They say Rev. James Close is not much for getting hugs, but whether or not he wants them, this weekend he is apt to get squeezed plenty.

Close, 70 and battling cancer, is retiring from Mercy Home for Boys & Girls after 33 years at the helm of the venerable, 119-year-old orphanage. On Sunday, 1,500 invited guests are expected at a 1 p.m. mass at Holy Family Church in his honor.Seen as a local hero, Close is also something of a national legend to the non-profit agencies that come to him for advice on how to raise millions.

From an impoverished orphanage caring for 89 tough, troubled urban boys in a worn-out 19th Century building, Close built an institution with two sparkling campuses and a $31 million annual budget--98.2 percent of it raised privately.

Of course, you might not get a lot of hugs for raising money, but you do for raising kids, especially if those kids come to you broken and you send them out into the world whole.

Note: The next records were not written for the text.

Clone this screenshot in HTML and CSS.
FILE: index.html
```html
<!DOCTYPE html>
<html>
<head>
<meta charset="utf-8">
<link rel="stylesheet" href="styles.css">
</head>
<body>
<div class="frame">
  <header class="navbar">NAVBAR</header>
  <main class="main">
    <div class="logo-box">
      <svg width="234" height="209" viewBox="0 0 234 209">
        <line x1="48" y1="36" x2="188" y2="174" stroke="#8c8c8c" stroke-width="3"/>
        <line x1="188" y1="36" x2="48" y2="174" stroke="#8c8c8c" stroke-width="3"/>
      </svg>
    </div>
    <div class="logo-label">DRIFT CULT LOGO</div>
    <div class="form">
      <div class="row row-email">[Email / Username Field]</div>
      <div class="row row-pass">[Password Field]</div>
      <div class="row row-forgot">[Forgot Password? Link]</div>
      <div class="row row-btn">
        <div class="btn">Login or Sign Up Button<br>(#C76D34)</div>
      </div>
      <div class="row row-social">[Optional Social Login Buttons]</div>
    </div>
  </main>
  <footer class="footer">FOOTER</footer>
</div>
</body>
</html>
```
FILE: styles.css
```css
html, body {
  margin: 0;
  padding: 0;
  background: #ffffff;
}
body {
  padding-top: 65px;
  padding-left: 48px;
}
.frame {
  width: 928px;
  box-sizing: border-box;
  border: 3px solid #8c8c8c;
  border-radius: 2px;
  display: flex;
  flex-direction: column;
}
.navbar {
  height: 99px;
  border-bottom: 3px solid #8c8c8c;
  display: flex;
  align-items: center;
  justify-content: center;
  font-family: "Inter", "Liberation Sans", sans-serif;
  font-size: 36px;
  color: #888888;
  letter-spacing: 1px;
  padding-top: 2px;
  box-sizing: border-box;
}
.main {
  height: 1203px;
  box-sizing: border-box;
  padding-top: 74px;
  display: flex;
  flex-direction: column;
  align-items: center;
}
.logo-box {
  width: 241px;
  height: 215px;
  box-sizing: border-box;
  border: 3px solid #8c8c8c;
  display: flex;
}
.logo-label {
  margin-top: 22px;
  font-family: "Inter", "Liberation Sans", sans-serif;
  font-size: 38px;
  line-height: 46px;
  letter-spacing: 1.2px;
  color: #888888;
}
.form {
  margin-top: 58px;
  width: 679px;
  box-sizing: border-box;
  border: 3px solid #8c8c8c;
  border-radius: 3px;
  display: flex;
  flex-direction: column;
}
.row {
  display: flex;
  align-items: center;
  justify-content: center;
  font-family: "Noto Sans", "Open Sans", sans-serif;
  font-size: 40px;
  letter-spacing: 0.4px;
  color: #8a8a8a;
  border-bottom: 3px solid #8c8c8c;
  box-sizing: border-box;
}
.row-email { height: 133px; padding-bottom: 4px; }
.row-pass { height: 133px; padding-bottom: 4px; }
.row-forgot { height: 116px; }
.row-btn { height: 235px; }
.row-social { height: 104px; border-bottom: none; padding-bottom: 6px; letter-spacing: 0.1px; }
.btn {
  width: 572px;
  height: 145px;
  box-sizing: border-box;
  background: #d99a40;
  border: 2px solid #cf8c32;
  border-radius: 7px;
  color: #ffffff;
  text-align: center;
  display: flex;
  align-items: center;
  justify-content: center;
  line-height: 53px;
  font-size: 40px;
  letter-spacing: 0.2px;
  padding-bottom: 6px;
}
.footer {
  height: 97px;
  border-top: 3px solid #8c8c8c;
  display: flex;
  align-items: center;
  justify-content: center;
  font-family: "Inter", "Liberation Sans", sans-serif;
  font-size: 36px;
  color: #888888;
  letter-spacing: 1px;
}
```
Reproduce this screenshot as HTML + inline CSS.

Along with a crush of dignitaries, scores of alumni who grew up under Close's supervision are expected on Sunday--people who as adults look back with extreme gratitude for their time at Mercy Home and say meeting Close was the most important event in their lives.

One of those is Edward Gamble, who came to Close as a teenage runaway and now, at 40, is a husband and father working as a special investigator for the Illinois attorney general's office. Gamble vowed to embrace Close on Sunday, like it or not.

"Father Close is not the kind of guy you can walk up to and hug," said Gamble. "He likes to joke and is friendly, but you shake his hand and punch him in the shoulder, that's what he likes, not so much hugs. I hug him, anyway, and I want to give him a hug Sunday."

Close never wanted this job. Ordained in 1963, he spent 10 happy years as a priest at St. John Brebeuf in Niles. At 37, he was a tall, physically imposing man with jovial blue eyes and satisfied with parish work.

But Cardinal John Cody interrupted that dream, summoning Close to his office in July 1973. The no-nonsense cardinal came to the point. Rev. Edward "Jake" Kelly, who had headed the home for nearly four decades, was dying of cancer, and Cody wanted Close to take over the home immediately.

Close, who was barely aware of Mercy, was stunned and disheartened at the prospect.

"I am a chicken, at heart," he said. "The next day I told Cody that, after a night of prayer and reflection, I had decided I could not take the job. `Well,' he said, `I prayed and reflected on this last night, too, and you are going to the Mission of Our Lady of Mercy. Tomorrow.'"

The home he inherited had been taking in boys since 1887. It was a three-story building at 1140 W. Jackson Blvd. amid gritty factories and warehouses.

With no experience in child care or running a residential institution, Close had 89 troubled, unruly adolescent boys to look after, many there as a last resort before reform school.

"It took me a year and a half," he said, "before I could begin to think about a long-range plan of what needed to be done."

In 1934, when Kelly took over the home, the Depression had eaten away at most of Mercy's income sources. So Kelly collected phone directories from cities across the country and, every night, made each boy in the home find a likely Catholic name and pen a hand-written appeal for funds.

It was a pioneering effort at direct-mail fundraising. Those who sent money began to get the home's newsletter, The Waifs' Messenger. Studying the newsletter's mailing list 40 years later, Close realized the home had built an emotional bond with hundreds of donors who still sent money, year after year.

Close decided to go back to school--not for a degree in social work or psychology but for an MBA at Notre Dame.

"I saw that there was a very significant business aspect to what we were doing," said Close. "I decided that I could hire social workers to run our programs with kids, but that I wanted to manage the home."

And that is what he has done ever since.